2011-08-09 Thread Tom Rondeau
On Mon, Aug 8, 2011 at 11:34 AM, shantharam balasubramanian
shantharam...@gmail.com wrote:
 Hello people,

 Thanks a lot for the reply. So, you are saying that the packet loss at
 low transmitter amplitude in benchmark_Tx.py and benchmark_Rx.py come
 from the loss of packet synchronization data, i.e., a part of the
 packet synchronization data gets lost or degraded due to low SNR. I
 know that packet loss also occurs if the queue length is not long
 enough to hold incoming traffic or if the data reaches the receiver
 after a long time.

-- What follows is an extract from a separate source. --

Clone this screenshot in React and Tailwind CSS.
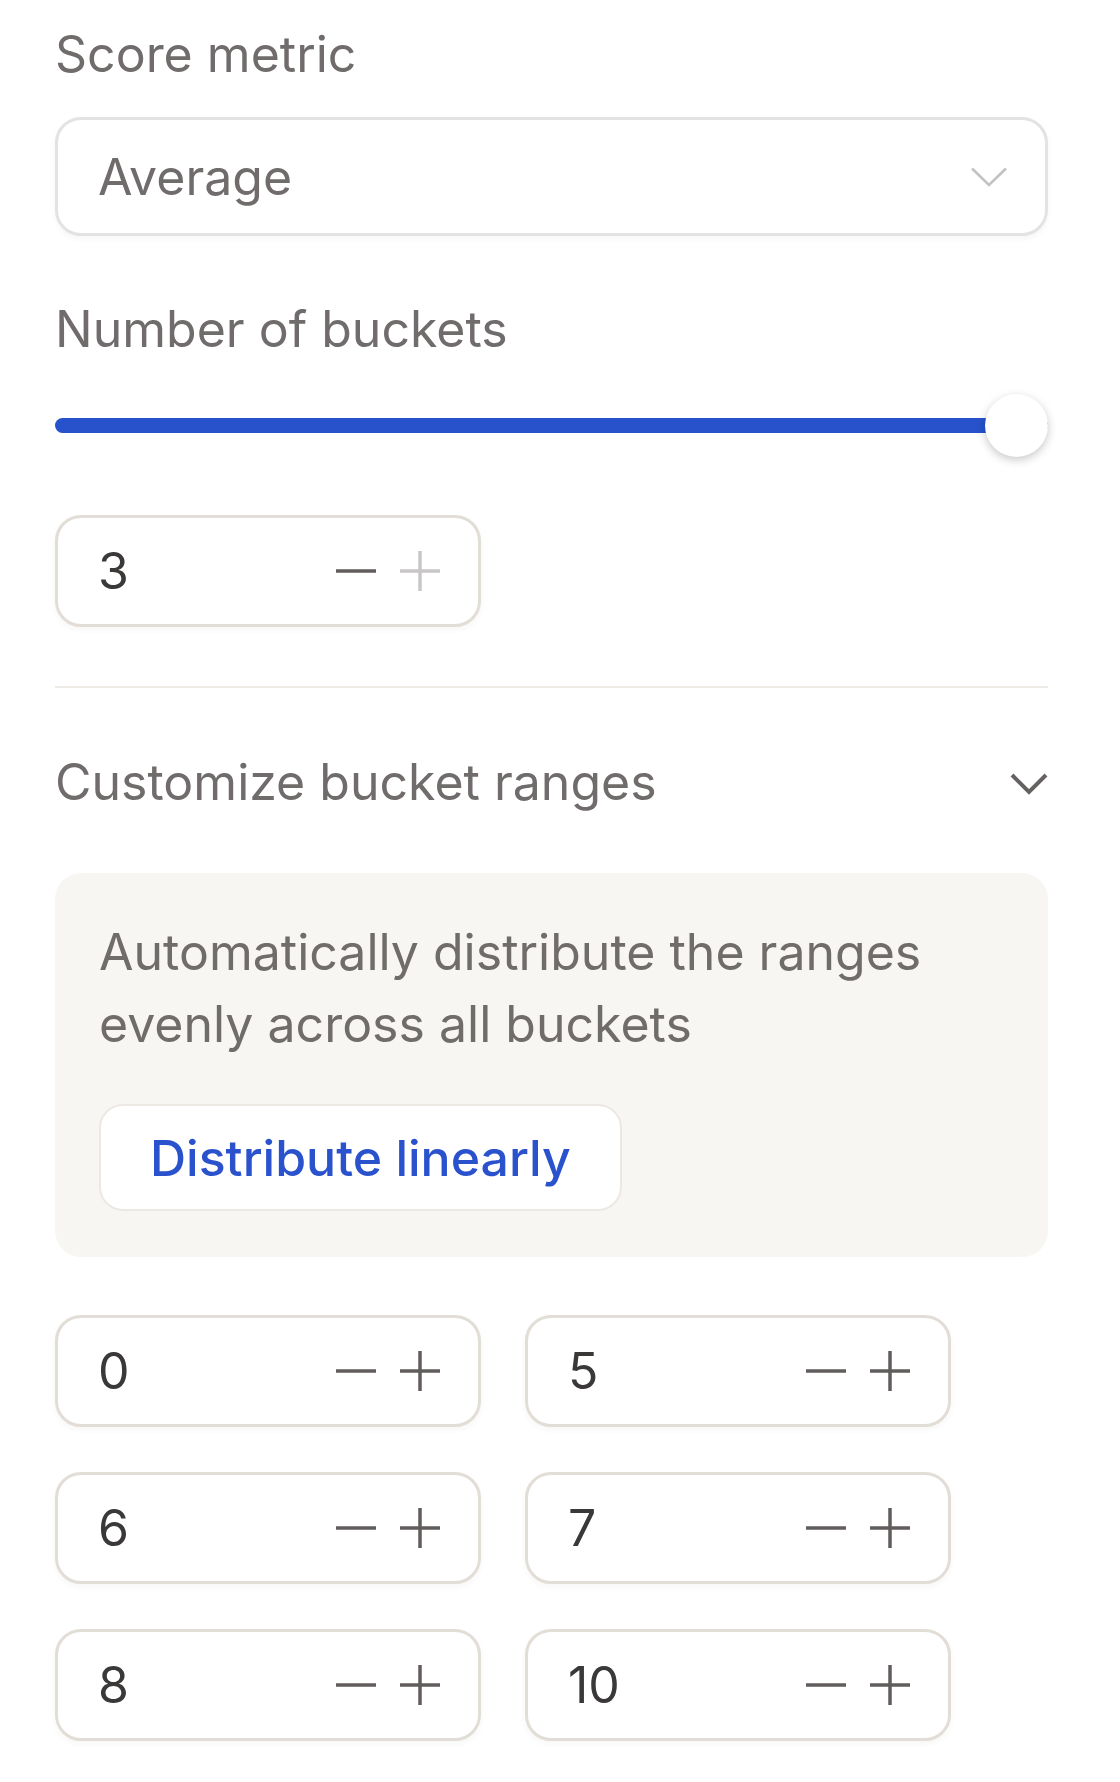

I want to ensure that these things don't happen.

 Basically, we are trying to transmit a random binary sequence between
 two nodes using the benchmark_Tx.py and benchmark_Rx.py programs.
 Since both these programs use packets, we convert the whole binary
 sequence into a number of packets and then transmit each packet using
 the benchmark programs. Let us say, we have 2000 bits in total. We
 convert it to 20 packets (100 bits/packet) and then transmit 20
 packets from one node to the other. We want to calculate the bit error
 rate for different levels of transmitter amplitude.

 Based on our objectives, I have the following questions.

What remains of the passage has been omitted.